Including a clear termination for convenience clause in a master service agreement is essential for managing business risks and maintaining flexibility. This provision allows either party to end the agreement without cause, minimizing future liabilities. Understanding how to write this clause effectively ensures your interests are protected. Ready to learn the best practices for drafting a strong termination for convenience provision?
Understanding Termination for Convenience in Master Service Agreements
A termination for convenience clause gives one or both parties the right to terminate a master service agreement (MSA) at any time and for any reason—something distinguished from termination for cause, which requires specific contractual breaches. In 2025’s dynamic business climate, flexibility proves invaluable. Omission of such a clause may result in prolonged obligations, increasing risks related to costs, deliverables, or market uncertainties.
This flexibility often benefits the party with greater negotiation leverage, but when structured carefully, both service providers and clients can benefit. Such clauses also provide options for recalibrating ongoing projects should organizational priorities shift, market conditions deteriorate, or regulatory changes occur.
Essential Components of a Termination for Convenience Provision
Crafting an enforceable termination for convenience clause in a master service agreement requires attention to several fundamental components. Each element must be precise to avoid post-termination disputes:
- Notice Requirements: Detail how much notice (e.g., 30, 60, or 90 days) a party must give before terminating for convenience. The notice period must be reasonable and feasible for both parties.
- Method of Notice: Specify how notices must be delivered (email, certified mail, or another verifiable method) to prevent confusion or disagreement over proper notification.
- Obligations Before Termination: Clarify which obligations continue after notice is served—such as payment for completed services, deliverables in progress, and return of confidential materials.

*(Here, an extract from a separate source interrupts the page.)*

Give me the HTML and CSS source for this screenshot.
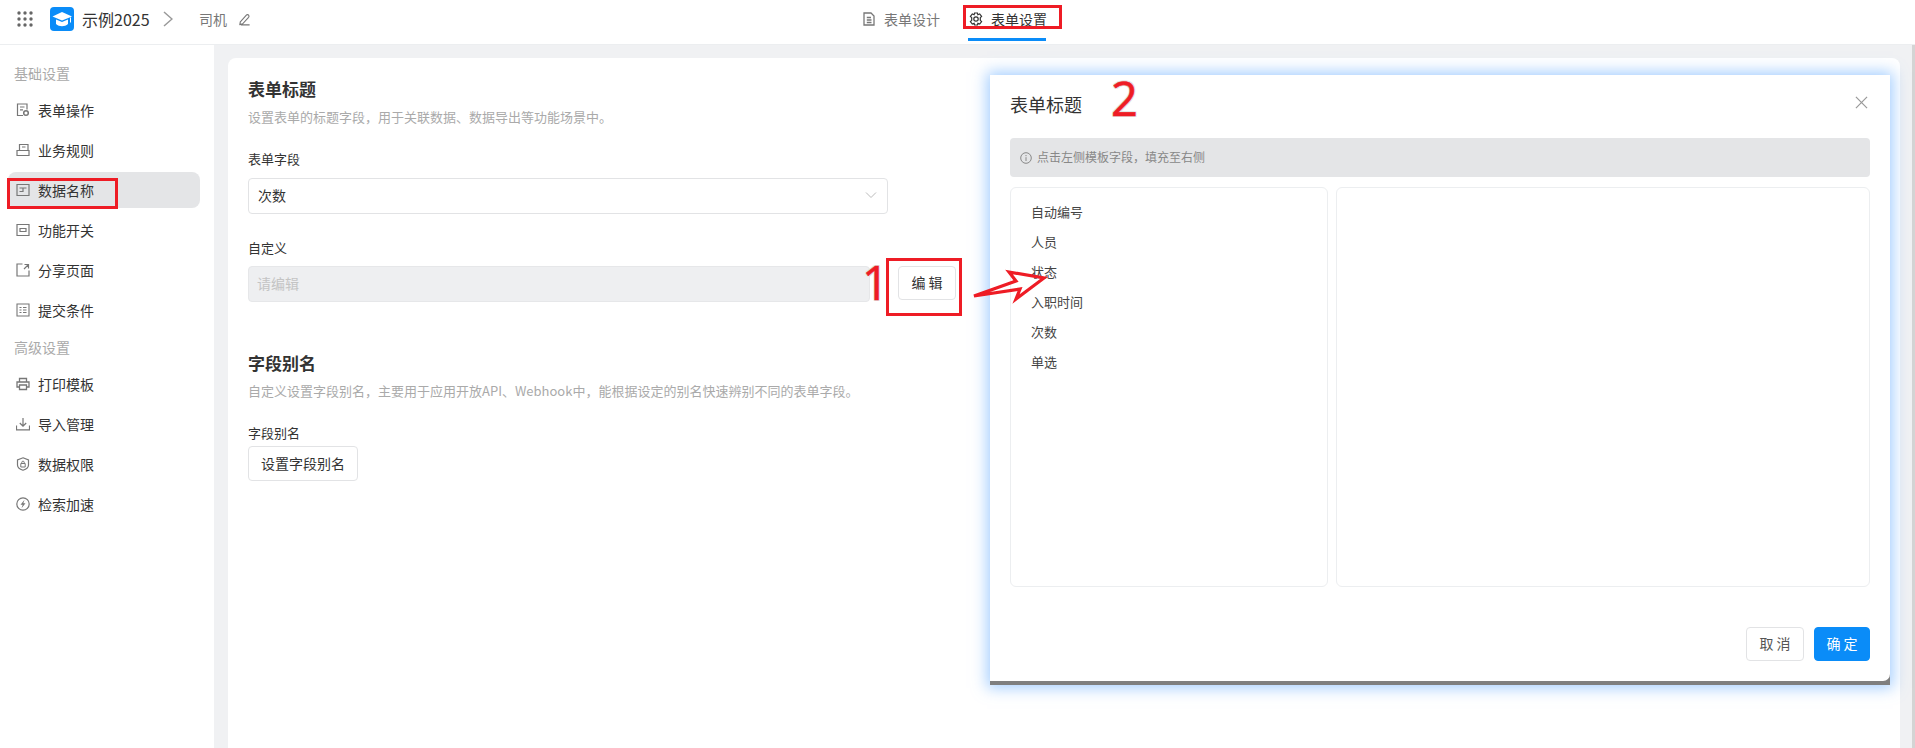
FILE: index.html
```html
<!DOCTYPE html>
<html lang="zh-CN">
<head>
<meta charset="utf-8">
<title>表单设置</title>
<link rel="stylesheet" href="styles.css">
</head>
<body>
<header class="topbar">
  <div class="crumbs">
    <svg class="apps" viewBox="0 0 16 16"><g fill="#666"><circle cx="2" cy="2" r="1.7"/><circle cx="8" cy="2" r="1.7"/><circle cx="14" cy="2" r="1.7"/><circle cx="2" cy="8" r="1.7"/><circle cx="8" cy="8" r="1.7"/><circle cx="14" cy="8" r="1.7"/><circle cx="2" cy="14" r="1.7"/><circle cx="8" cy="14" r="1.7"/><circle cx="14" cy="14" r="1.7"/></g></svg>
    <span class="logo"><svg viewBox="0 0 24 24" width="24" height="24"><path fill="#fff" d="M12 5 22 9.500 12 13.500 2.500 9.500Z"/><path fill="#fff" d="M6 12.500 12 15 18 12.500V17C16.500 18.500 14 19.200 12 19.200S7.500 18.500 6 17Z"/><path fill="#fff" d="M20 10.500H21V15.500H20Z"/></svg></span>
    <span class="app-name">示例2025</span>
    <svg class="chev" viewBox="0 0 10 16"><path d="M1 1 9 8 1 15" fill="none" stroke="#999" stroke-width="1.500"/></svg>
    <span class="form-name">司机</span>
    <svg class="pencil" viewBox="0 0 14 14"><path d="M2.500 9.500 9 2.200C9.700 1.500 10.800 1.600 11.400 2.300 12 3 12 3.900 11.400 4.600L5 11.600 2 12.300ZM3 12.800H12.500" fill="none" stroke="#777" stroke-width="1.200"/></svg>
  </div>
  <nav class="tabs">
    <a class="tab">
      <svg class="tab-icon" viewBox="0 0 14 14"><path d="M2 1H9L12 4V13H2ZM4.800 5.500H9M4.800 8H9.500M4.800 10.500H9.500" fill="none" stroke="#777" stroke-width="1.300"/></svg>
      表单设计
    </a>
    <a class="tab active">
      <svg class="tab-icon" viewBox="0 0 14 14"><path d="M5.600 1H8.400L8.900 2.700 10.700 2 12.600 4.400 11.300 5.700V8.300L12.600 9.600 10.700 12 8.900 11.300 8.400 13H5.600L5.100 11.300 3.300 12 1.400 9.600 2.700 8.300V5.700L1.400 4.400 3.300 2 5.100 2.700Z" fill="none" stroke="#333" stroke-width="1.200"/><circle cx="7" cy="7" r="2.200" fill="none" stroke="#333" stroke-width="1.200"/></svg>
      表单设置
    </a>
  </nav>
</header>

<div class="layout">
  <aside class="sidebar">
    <div class="side-label">基础设置</div>
    <a class="side-item"><svg viewBox="0 0 14 14"><path d="M7 12.500H1.500V1H11V6.500M4 4H8.500M4 6.800H7" fill="none" stroke="#777" stroke-width="1.200"/><circle cx="10" cy="10" r="2.300" fill="none" stroke="#777" stroke-width="1.500"/></svg>表单操作</a>
    <a class="side-item"><svg viewBox="0 0 14 14"><path d="M3.500 7V1.500H12V7M1 7.500H13V12.500H1ZM6 4H9.500" fill="none" stroke="#777" stroke-width="1.200"/></svg>业务规则</a>
    <a class="side-item selected"><svg viewBox="0 0 14 14"><path d="M1 1.500H13V12.500H1ZM3.500 5H10.500M3.500 8.500H6.500M7 5V9" fill="none" stroke="#777" stroke-width="1.200"/></svg>数据名称</a>
    <a class="side-item"><svg viewBox="0 0 14 14"><path d="M1 1.500H13V12.500H1ZM4 5.500H10V8.500H4Z" fill="none" stroke="#777" stroke-width="1.200"/></svg>功能开关</a>
    <a class="side-item"><svg viewBox="0 0 14 14"><path d="M6.500 1H1V13H13V7.500M8 6 12.500 1.500M8.500 1.500H12.500V5.500" fill="none" stroke="#777" stroke-width="1.200"/></svg>分享页面</a>
    <a class="side-item"><svg viewBox="0 0 14 14"><path d="M1 1H13V13H1ZM3.500 4.500H5.500M7 4.500H10.500M3.500 7H5.500M7 7H10.500M3.500 9.500H5.500M7 9.500H10.500" fill="none" stroke="#777" stroke-width="1.100"/></svg>提交条件</a>
    <div class="side-label">高级设置</div>
    <a class="side-item"><svg viewBox="0 0 14 14"><path d="M3.500 5V1.500H10.500V5M3.500 10H1V5H13V10H10.500M3.500 8H10.500V12.500H3.500Z" fill="none" stroke="#777" stroke-width="1.300"/></svg>打印模板</a>
    <a class="side-item"><svg viewBox="0 0 14 14"><path d="M7 1V9M3.800 6 7 9.200 10.200 6M0.500 8.500V12.800H13.500V8.500" fill="none" stroke="#777" stroke-width="1.200"/></svg>导入管理</a>
    <a class="side-item"><svg viewBox="0 0 14 14"><path d="M7 0.800 12.500 3V8C12.500 10.500 9.500 12.500 7 13.300 4.500 12.500 1.500 10.500 1.500 8V3Z" fill="none" stroke="#777" stroke-width="1.200"/><path d="M4.800 6.500H9.200V10H4.800ZM5.800 6.500V5.200C5.800 3.800 8.200 3.800 8.200 5.200V6.500" fill="none" stroke="#777"/></svg>数据权限</a>
    <a class="side-item"><svg viewBox="0 0 14 14"><circle cx="7" cy="7" r="6.200" fill="none" stroke="#777" stroke-width="1.200"/><path d="M8.500 2.800 4.500 7.800H6.700L5.500 11.200 9.500 6.200H7.300Z" fill="#777"/></svg>检索加速</a>
  </aside>

  <main class="workspace">
    <section class="card">
      <h2 class="sec-title">表单标题</h2>
      <p class="sec-desc">设置表单的标题字段&#65292;用于关联数据、数据导出等功能场景中。</p>
      <label class="field-label">表单字段</label>
      <div class="select">
        <span>次数</span>
        <svg class="caret" viewBox="0 0 12 8"><path d="M1 1.500 6 6.500 11 1.500" fill="none" stroke="#bbb" stroke-width="1"/></svg>
      </div>
      <label class="field-label custom">自定义</label>
      <div class="edit-row">
        <div class="input-disabled">请编辑</div>
        <button class="btn btn-edit">编 辑</button>
      </div>
      <h2 class="sec-title second">字段别名</h2>
      <p class="sec-desc">自定义设置字段别名&#65292;主要用于应用开放API、Webhook中&#65292;能根据设定的别名快速辨别不同的表单字段。</p>
      <label class="field-label alias">字段别名</label>
      <button class="btn btn-alias">设置字段别名</button>
    </section>
  </main>
  <div class="scrollbar"></div>
</div>

<div class="modal">
  <div class="modal-inner">
    <div class="modal-head">
      <span class="modal-title">表单标题</span>
      <svg class="close" viewBox="0 0 14 14"><path d="M1 1 13 13M13 1 1 13" stroke="#999" stroke-width="1.300"/></svg>
    </div>
    <div class="notice">
      <svg viewBox="0 0 12 12" class="info"><circle cx="6" cy="6" r="5.300" fill="none" stroke="#888"/><path d="M6 5.200V9M6 3V4.200" stroke="#888"/></svg>
      <span>点击左侧模板字段&#65292;填充至右侧</span>
    </div>
    <div class="panels">
      <ul class="panel panel-left">
        <li>自动编号</li>
        <li>人员</li>
        <li>状态</li>
        <li>入职时间</li>
        <li>次数</li>
        <li>单选</li>
      </ul>
      <div class="panel panel-right"></div>
    </div>
    <div class="modal-foot">
      <button class="btn btn-cancel">取 消</button>
      <button class="btn btn-ok">确 定</button>
    </div>
  </div>
</div>

<div class="mark mark-side"></div>
<div class="mark mark-tab"></div>
<div class="mark mark-edit"></div>
<span class="digit digit-one">1</span>
<span class="digit digit-two">2</span>
<svg class="arrow" viewBox="0 0 90 40" width="90" height="40"><path d="M3 32 45 17 38 8 73 14 45 35 49 25Z" fill="none" stroke="#ee1c25" stroke-width="3.200" stroke-linejoin="miter"/></svg>
</body>
</html>
```

FILE: styles.css
```css
* { box-sizing: border-box; }
html, body { margin: 0; height: 100%; }
body {
  position: relative;
  width: 1915px;
  height: 748px;
  overflow: hidden;
  display: flex;
  flex-direction: column;
  background: #fff;
  color: #333;
  font-family: "Noto Sans CJK SC", "Noto Sans", sans-serif;
  font-size: 14px;
}
.topbar {
  position: relative;
  flex: none;
  height: 45px;
  display: flex;
  align-items: flex-start;
  justify-content: flex-start;
  background: #fff;
  border-bottom: 1px solid #eceef0;
}
.crumbs {
  display: flex;
  align-items: center;
  height: 38px;
  padding-left: 17px;
}
.apps { width: 16px; height: 16px; margin-right: 17px; }
.logo {
  width: 24px;
  height: 24px;
  border-radius: 4px;
  background: #0a8cf8;
  display: block;
  margin-right: 8px;
}
.logo svg { display: block; }
.app-name { font-size: 16px; color: #333; width: 81px; }
.chev { width: 10px; height: 16px; margin-right: 26px; }
.form-name { color: #777; margin-right: 11px; }
.pencil { width: 13px; height: 13px; }
.tabs {
  display: flex;
  margin-left: 610px;
  gap: 29px;
  height: 44px;
}
.tab {
  width: 78px;
  height: 41px;
  display: flex;
  align-items: center;
  gap: 8px;
  padding: 0 0 4px 1px;
  color: #777;
  font-size: 14px;
  white-space: nowrap;
}
.tab.active { color: #333; border-bottom: 3px solid #0a8cf8; padding-bottom: 1px; }
.tab-icon { width: 14px; height: 14px; flex: none; }

.layout { flex: 1; display: flex; min-height: 0; }
.sidebar {
  flex: none;
  width: 214px;
  padding: 13px 14px 0 8px;
  background: #fff;
}
.side-label {
  height: 30px;
  line-height: 30px;
  padding-left: 6px;
  color: #aaa;
  margin-bottom: 4px;
}
.side-item {
  height: 36px;
  margin-bottom: 4px;
  display: flex;
  align-items: center;
  gap: 8px;
  padding-left: 8px;
  border-radius: 8px;
  color: #333;
}
.side-item svg { width: 14px; height: 14px; flex: none; }
.side-item.selected { background: #e4e5e7; }

.workspace {
  flex: 1;
  min-width: 0;
  padding: 13px 12px 0 14px;
  background: #f0f1f3;
}
.card {
  height: 100%;
  padding: 19px 20px;
  background: #fff;
  border-radius: 8px 8px 0 0;
}
.scrollbar { flex: none; width: 3px; background: #d4d4d4; }
.sec-title {
  margin: 0;
  font-size: 17px;
  line-height: 24px;
  font-weight: 700;
  color: #333;
}
.sec-title.second { margin-top: 49px; }
.sec-desc {
  margin: 6px 0 0;
  font-size: 13px;
  line-height: 20px;
  color: #aaa;
}
.field-label {
  display: block;
  margin-top: 22px;
  font-size: 13px;
  line-height: 20px;
  color: #333;
}
.field-label.custom { margin-top: 24px; }
.field-label.alias { margin-top: 23px; line-height: 18px; }
.select {
  width: 640px;
  height: 36px;
  margin-top: 9px;
  padding: 0 10px 2px 9px;
  display: flex;
  align-items: center;
  justify-content: space-between;
  border: 1px solid #e2e3e5;
  border-radius: 4px;
  font-size: 14px;
}
.caret { width: 12px; height: 8px; }
.edit-row { display: flex; align-items: flex-start; gap: 28px; margin-top: 8px; }
.input-disabled {
  width: 622px;
  height: 36px;
  line-height: 32px;
  padding-left: 8px;
  background: #eeeff1;
  border: 1px solid #e6e7e9;
  border-radius: 4px;
  color: #c4c4c4;
}
.btn {
  font-family: inherit;
  font-size: 14px;
  color: #333;
  background: #fff;
  border: 1px solid #e2e3e5;
  border-radius: 4px;
  padding: 0 0 2px;
}
.btn-edit { width: 58px; height: 34px; }
.btn-alias { display: block; width: 110px; height: 35px; margin-top: 4px; }

.modal {
  position: absolute;
  left: 990px;
  top: 75px;
  width: 900px;
  height: 610px;
  padding-bottom: 4px;
  background: #7f7f7f;
  box-shadow: 0 0 14px 3px rgba(90, 165, 255, .55);
}
.modal-inner {
  height: 100%;
  padding: 0 20px;
  display: flex;
  flex-direction: column;
  background: #fff;
  border-bottom-right-radius: 7px;
}
.modal-head {
  flex: none;
  height: 63px;
  display: flex;
  align-items: center;
  justify-content: space-between;
  padding: 0 2px 5px 0;
}
.modal-title { font-size: 18px; color: #333; }
.close { width: 13px; height: 13px; margin-top: -3px; }
.notice {
  flex: none;
  height: 39px;
  display: flex;
  align-items: center;
  gap: 5px;
  padding-left: 10px;
  background: #e4e5e7;
  border-radius: 4px;
  font-size: 12px;
  color: #888;
}
.notice span { margin-top: -2px; }
.info { width: 12px; height: 12px; }
.panels { flex: none; display: flex; gap: 8px; margin-top: 10px; height: 400px; }
.panel {
  margin: 0;
  list-style: none;
  border: 1px solid #eceef0;
  border-radius: 6px;
}
.panel-left { width: 318px; padding: 9px 20px; }
.panel-left li { height: 30px; line-height: 30px; font-size: 13px; color: #444; }
.panel-right { flex: 1; }
.modal-foot {
  flex: none;
  display: flex;
  justify-content: flex-end;
  gap: 10px;
  margin-top: 40px;
}
.btn-cancel { width: 58px; height: 34px; color: #555; }
.btn-ok { width: 56px; height: 34px; color: #fff; background: #0a8cf8; border-color: #0a8cf8; }

.mark {
  position: absolute;
  border: 3px solid #ee1c25;
}
.mark-side { left: 7px; top: 178px; width: 111px; height: 31px; }
.mark-tab { left: 963px; top: 5px; width: 99px; height: 24px; }
.mark-edit { left: 886px; top: 258px; width: 76px; height: 58px; }
.digit {
  position: absolute;
  font-family: "Open Sans", "Noto Sans", sans-serif;
  font-size: 47px;
  font-weight: 400;
  line-height: 47px;
  color: #ee1c25;
  -webkit-text-stroke: 0.6px #ee1c25;
  text-shadow: 1px 1px 0 #e2e2e2, -1px -1px 0 #e2e2e2, 1px -1px 0 #e2e2e2, -1px 1px 0 #e2e2e2;
}
.digit-one { left: 862px; top: 259px; }
.digit-two { left: 1111px; top: 75px; }
.arrow { position: absolute; left: 971px; top: 264px; }
```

- Compensation Upon Termination: State whether the terminating party owes a termination fee, and explain how compensation for incomplete work or non-cancellable commitments will be calculated.
- Exceptions or Limitations: Since some contracts include milestones or unique deliverables, make explicit any services that cannot be terminated for convenience or set limitations to avoid business disruption.
Drafting a Fair and Enforceable Termination Clause
When drafting a termination for convenience clause, language clarity is paramount. Avoid vague wording that could undermine enforceability or create confusion. In 2025, more organizations are leveraging precise, plain English to ensure mutual comprehension in legal agreements.
Consider the following drafting tips:
- Balance Termination Rights: Consider if only one party, or both, should have this right. Clients often retain unilateral rights, but contractors may negotiate reciprocal provisions for fairness.
- Align with Local Laws: Some jurisdictions require good faith or limit liability for early termination. Always verify enforceability based on the locations of both parties.
- Define Financial Settlements: Spell out how prepayments, non-refundable expenses, and accrued fees are managed. Accounting for sunk costs minimizes disputes.
- Limit Exposure: If representing the service provider, cap the scope of compensable damages expressly within the clause, preventing runaway obligations.
- Include Transition Provisions: Address handover procedures, ongoing commitments, and intellectual property handling in the event of early termination.
For example, a well-drafted clause might read: “Either party may terminate this Agreement for convenience by providing thirty (30) days’ written notice to the other party. Upon termination, Company shall pay Vendor for all services rendered up to the date of termination and for any properly documented, non-cancellable commitments incurred prior to notice.”
Risk Mitigation Strategies for Both Parties
Termination for convenience does not eliminate all risks. Both clients and vendors should anticipate possible consequences and mitigate them strategically in advance.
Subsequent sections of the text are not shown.